● **Provided material**:
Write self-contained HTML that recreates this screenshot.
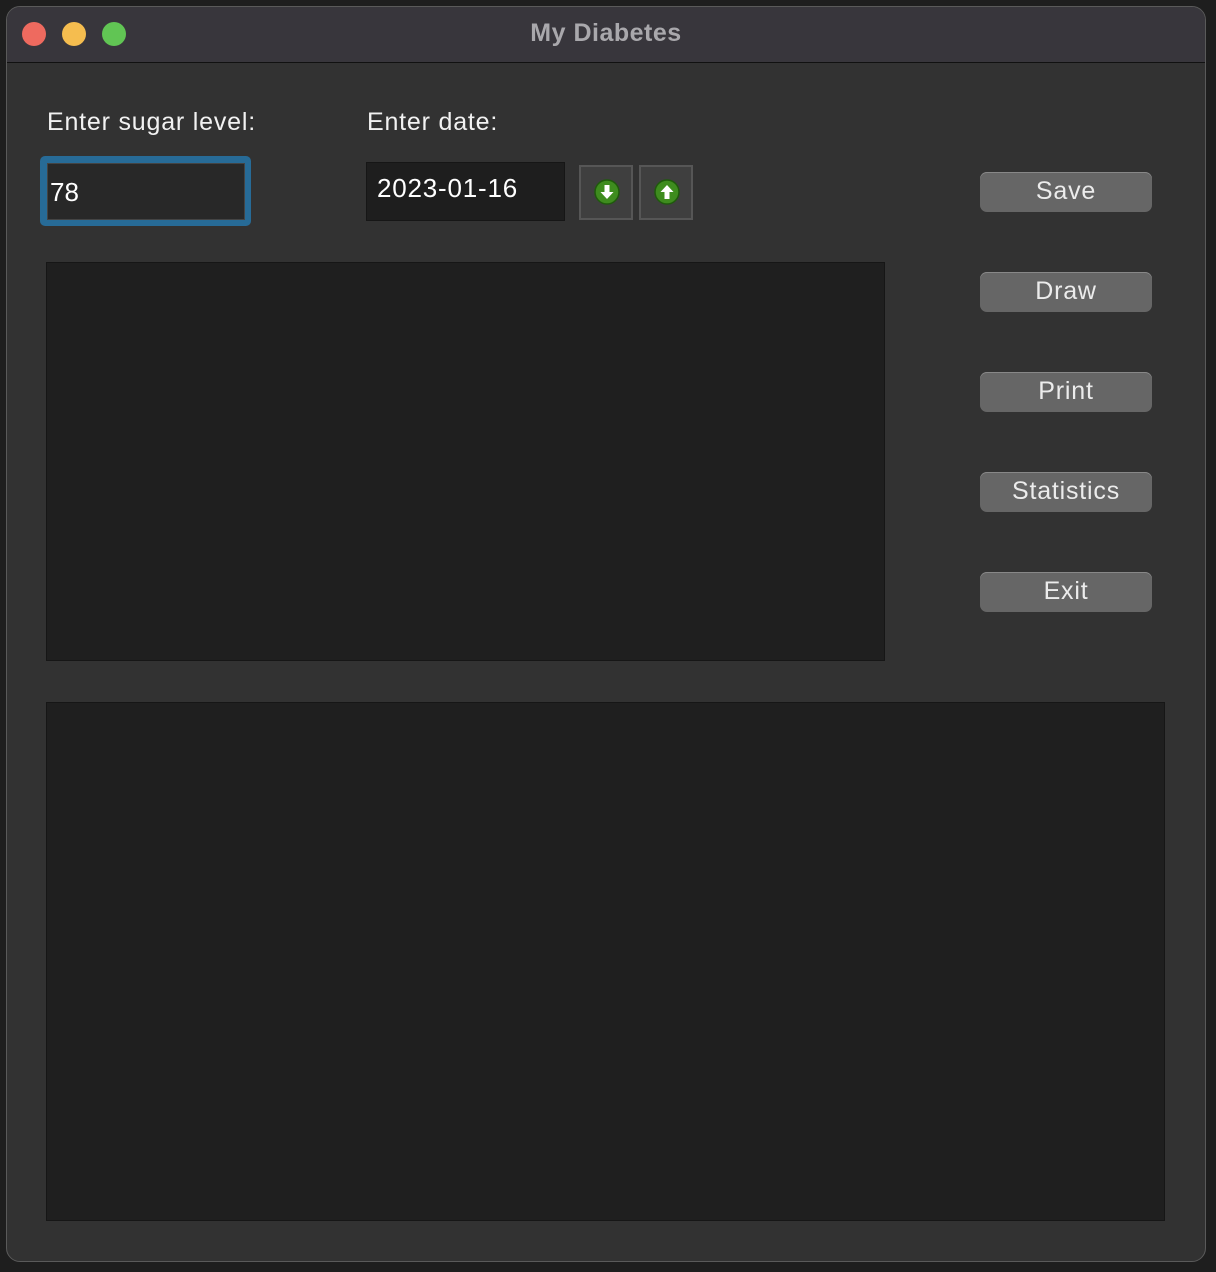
<!DOCTYPE html>
<html><head><meta charset="utf-8"><style>
html,body{margin:0;padding:0;width:1216px;height:1272px;background:#1e1e1e;overflow:hidden;font-family:"Liberation Sans",sans-serif;}
.win{position:absolute;left:6px;top:6px;width:1200px;height:1256px;background:#323232;border-radius:14px;border:1px solid #5a5a5a;box-sizing:border-box;overflow:hidden;}
.tb{position:absolute;left:0;top:0;width:100%;height:55px;background:#38363c;border-bottom:1px solid #111;}
.dot{position:absolute;top:15px;width:24px;height:24px;border-radius:50%;}
.title{position:absolute;left:0;right:0;top:0;line-height:52px;text-align:center;color:#a9a8ac;font-weight:bold;font-size:25px;letter-spacing:0.5px;}
.lbl{position:absolute;color:#f2f2f2;font-size:25px;letter-spacing:0.8px;}
.box{position:absolute;background:#1f1f1f;border:1px solid #161616;box-sizing:border-box;}
.btn{position:absolute;left:973px;width:172px;height:40px;background:#666;border-radius:7px;color:#ececec;font-size:25px;text-align:center;line-height:38px;box-shadow:0 1px 0 #888 inset;letter-spacing:0.8px;}
.ib{position:absolute;top:158px;width:54px;height:55px;background:#3f3f3f;border:2px solid #565656;box-sizing:border-box;}
.ib svg{position:absolute;left:12px;top:11px;}
</style></head><body>
<div class="win">
<div class="tb"><div class="dot" style="left:15px;background:#ee6a5f"></div><div class="dot" style="left:55px;background:#f5bd4f"></div><div class="dot" style="left:95px;background:#61c554"></div><div class="title">My Diabetes</div></div>
<div class="lbl" style="left:40px;top:101px">Enter sugar level:</div>
<div class="lbl" style="left:360px;top:101px">Enter date:</div>
<div style="position:absolute;left:33px;top:149px;width:211px;height:70px;background:#276b97;border-radius:5px;"></div>
<div style="position:absolute;left:40px;top:156px;width:198px;height:57px;background:#282828;border:1px solid #444;box-sizing:border-box;color:#fff;font-size:26px;line-height:56px;padding-left:2px">78</div>
<div class="box" style="left:359px;top:155px;width:199px;height:59px;color:#fff;font-size:26px;padding-left:10px;line-height:50px;background:#1e1e1e;letter-spacing:0.8px">2023-01-16</div>
<div class="ib" style="left:572px"><svg width="28" height="28" viewBox="0 0 28 28"><circle cx="14" cy="14" r="12" fill="#3e8c1e" stroke="#1f5a0c" stroke-width="1.5"/><path d="M11.5 7h5v7h4l-6.5 7-6.5-7h4z" fill="#fff"/></svg></div>
<div class="ib" style="left:632px"><svg width="28" height="28" viewBox="0 0 28 28"><circle cx="14" cy="14" r="12" fill="#3e8c1e" stroke="#1f5a0c" stroke-width="1.5"/><path d="M11.5 21h5v-7h4l-6.5-7-6.5 7h4z" fill="#fff"/></svg></div>
<div class="btn" style="top:165px">Save</div>
<div class="btn" style="top:265px">Draw</div>
<div class="btn" style="top:365px">Print</div>
<div class="btn" style="top:465px">Statistics</div>
<div class="btn" style="top:565px">Exit</div>
<div class="box" style="left:39px;top:255px;width:839px;height:399px"></div>
<div class="box" style="left:39px;top:695px;width:1119px;height:519px"></div>
</div>
</body></html>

● **What you should do**: Output the data exactly. Pictures don't belong in the result.

● **The completed task**:
Write self-contained HTML that recreates this screenshot.
<!DOCTYPE html>
<html><head><meta charset="utf-8"><style>
html,body{margin:0;padding:0;width:1216px;height:1272px;background:#1e1e1e;overflow:hidden;font-family:"Liberation Sans",sans-serif;}
.win{position:absolute;left:6px;top:6px;width:1200px;height:1256px;background:#323232;border-radius:14px;border:1px solid #5a5a5a;box-sizing:border-box;overflow:hidden;}
.tb{position:absolute;left:0;top:0;width:100%;height:55px;background:#38363c;border-bottom:1px solid #111;}
.dot{position:absolute;top:15px;width:24px;height:24px;border-radius:50%;}
.title{position:absolute;left:0;right:0;top:0;line-height:52px;text-align:center;color:#a9a8ac;font-weight:bold;font-size:25px;letter-spacing:0.5px;}
.lbl{position:absolute;color:#f2f2f2;font-size:25px;letter-spacing:0.8px;}
.box{position:absolute;background:#1f1f1f;border:1px solid #161616;box-sizing:border-box;}
.btn{position:absolute;left:973px;width:172px;height:40px;background:#666;border-radius:7px;color:#ececec;font-size:25px;text-align:center;line-height:38px;box-shadow:0 1px 0 #888 inset;letter-spacing:0.8px;}
.ib{position:absolute;top:158px;width:54px;height:55px;background:#3f3f3f;border:2px solid #565656;box-sizing:border-box;}
.ib svg{position:absolute;left:12px;top:11px;}
</style></head><body>
<div class="win">
<div class="tb"><div class="dot" style="left:15px;background:#ee6a5f"></div><div class="dot" style="left:55px;background:#f5bd4f"></div><div class="dot" style="left:95px;background:#61c554"></div><div class="title">My Diabetes</div></div>
<div class="lbl" style="left:40px;top:101px">Enter sugar level:</div>
<div class="lbl" style="left:360px;top:101px">Enter date:</div>
<div style="position:absolute;left:33px;top:149px;width:211px;height:70px;background:#276b97;border-radius:5px;"></div>
<div style="position:absolute;left:40px;top:156px;width:198px;height:57px;background:#282828;border:1px solid #444;box-sizing:border-box;color:#fff;font-size:26px;line-height:56px;padding-left:2px">78</div>
<div class="box" style="left:359px;top:155px;width:199px;height:59px;color:#fff;font-size:26px;padding-left:10px;line-height:50px;background:#1e1e1e;letter-spacing:0.8px">2023-01-16</div>
<div class="ib" style="left:572px"><svg width="28" height="28" viewBox="0 0 28 28"><circle cx="14" cy="14" r="12" fill="#3e8c1e" stroke="#1f5a0c" stroke-width="1.5"/><path d="M11.5 7h5v7h4l-6.5 7-6.5-7h4z" fill="#fff"/></svg></div>
<div class="ib" style="left:632px"><svg width="28" height="28" viewBox="0 0 28 28"><circle cx="14" cy="14" r="12" fill="#3e8c1e" stroke="#1f5a0c" stroke-width="1.5"/><path d="M11.5 21h5v-7h4l-6.5-7-6.5 7h4z" fill="#fff"/></svg></div>
<div class="btn" style="top:165px">Save</div>
<div class="btn" style="top:265px">Draw</div>
<div class="btn" style="top:365px">Print</div>
<div class="btn" style="top:465px">Statistics</div>
<div class="btn" style="top:565px">Exit</div>
<div class="box" style="left:39px;top:255px;width:839px;height:399px"></div>
<div class="box" style="left:39px;top:695px;width:1119px;height:519px"></div>
</div>
</body></html>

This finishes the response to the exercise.